A 2014 Harris survey found big national banks are siphoning off more than two thirds of all millennials. That's especially surprising because more than half of their accountholders don't trust the very bank they are using.

With such a high level of distrust in the industry's Goliaths, why aren't community banks more successful in reeling in these younger customers?

Many possibilities come to mind: smaller banks aren't listening, or they don't have the right products, enough branches or a convenient ATM network.

It also may be the advice is simplistic. Articles detailing the "10 ways to reach millennials," or "what every banker needs to know about millennials" suggest a one-dimensionality that may be ideally packaged for a blog but way too cut-and-dried for a marketer wrestling with a diverse audience and unique challenges.

Most advice is based on viewing millennials as one homogeneous group — an inherently flawed approach. Advice-givers usually describe millennials as tech-savvy, entitled, optimistic, parent- and community-centered. That's ludicrous. It's tantamount to saying everyone born between 1980 and 2000 acts, responds and can be marketed to the same way.

There is simply too much economic, geographic, and demographic diversity within the group to make meaningful generalizations.

Like members of pretty much any group, millennials are individuals first and millennials second. Demographers and sociologists may like to group consumers, but when bankers market to the average instead of the individual, it's a losing strategy.

My employer, Liberty Bank, is located in Logan Square, arguably the hippest, hottest area in Chicago. It's teeming with millennials. Beards, nose rings and tattoos are everywhere. Despite some physical commonalities, it would be a mistake to view them as homogeneous. A 28-year-old may be an artist or a budding partner in law firm, a schoolteacher or a waiter. Some will be good prospects, others will not.

Individuals are shaped more by parental values and community than their date of birth.

Millennials are frequently touted as "tech-savvy." Yes, they grew up with technology, but that doesn't mean they are more technically proficient than the rest of us.

Michael Wesch, who pioneered the use of new media in his cultural anthropology classes at Kansas State University, reports that many of his incoming students have only superficial familiarity with the digital tools they use regularly. He counts only a small fraction of students as true digital natives.

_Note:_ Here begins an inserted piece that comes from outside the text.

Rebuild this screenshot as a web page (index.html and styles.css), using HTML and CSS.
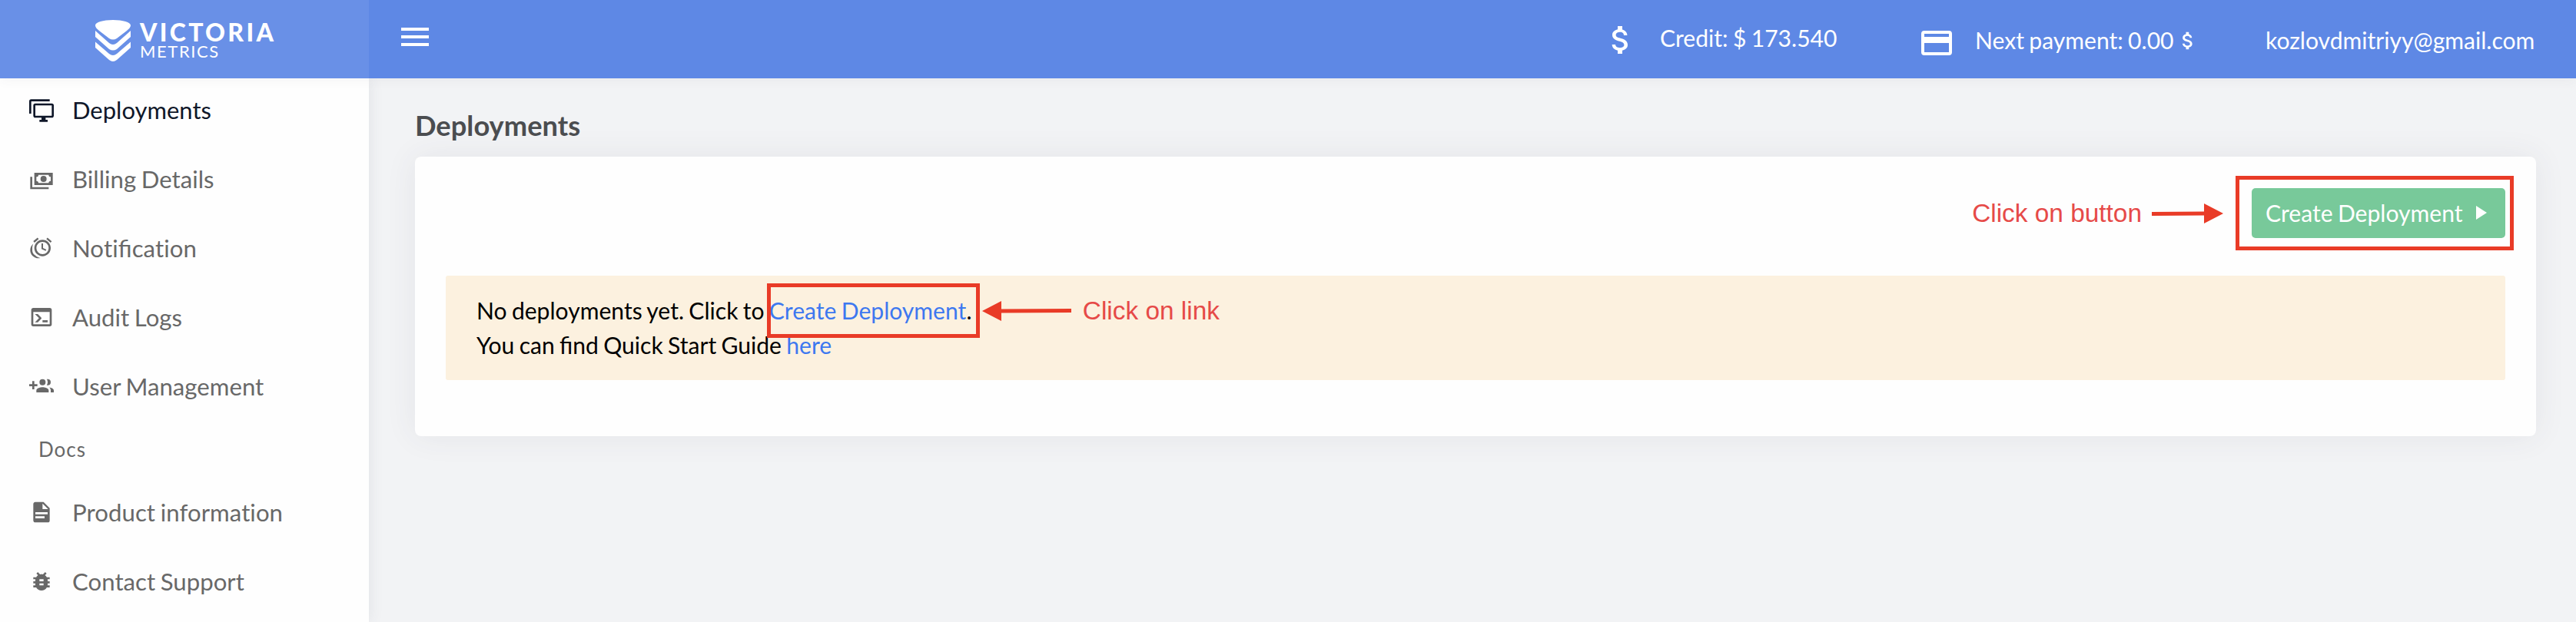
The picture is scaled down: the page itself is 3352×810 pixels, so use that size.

Millennials don't flock to the newest app or digital product. Most are incredibly pragmatic. They gravitate to apps that make things easy, intuitive and convenient.

Advanced technology should be a financial byproduct, not a goal.

Bank of America conducted a survey on the investing behavior of millennials with assets over $1 million. (Yes, there are millennials with that kind of money.) The survey found them to be almost "perfectly at odds with their stereotypical depiction." They were ambitious, entrepreneurial and willing to work with those who understand their unique needs. Counterintuitively, social media and blogs were among their least commonly used sources of financial and investment information. TV news broadcasts, an old-fashioned source, came in first.

Millennial marketing may be a trendy buzz phrase but it's never a substitute for a carefully developed marketing plan.

Nielsen, the research firm, divides the U.S. population into one of 58 financial clusters with similar demographic and lifestyle characteristics. It's a great tool for matching financial products with prospects having the highest propensity to buy.

Millennial marketing, on the other hand, is based on a cruder premise: assume everyone within a certain age segment exhibits the same behaviors.

It reminds me of the animal zodiac found on paper placemats in Chinese restaurants. Everyone born in a given year is infused with the same personal characteristics. Those born in 1980 ("year of the monkey") are said to be "witty, intelligent, and have a magnetic personality," while 1990 (year of the horse) brought us "active and energetic" people, and so on.

I always found the zodiac placemats good for a chuckle, but apparently millennial marketers seriously think this way.

Kevin Tynan is senior vice president of marketing at Liberty Bank in Chicago.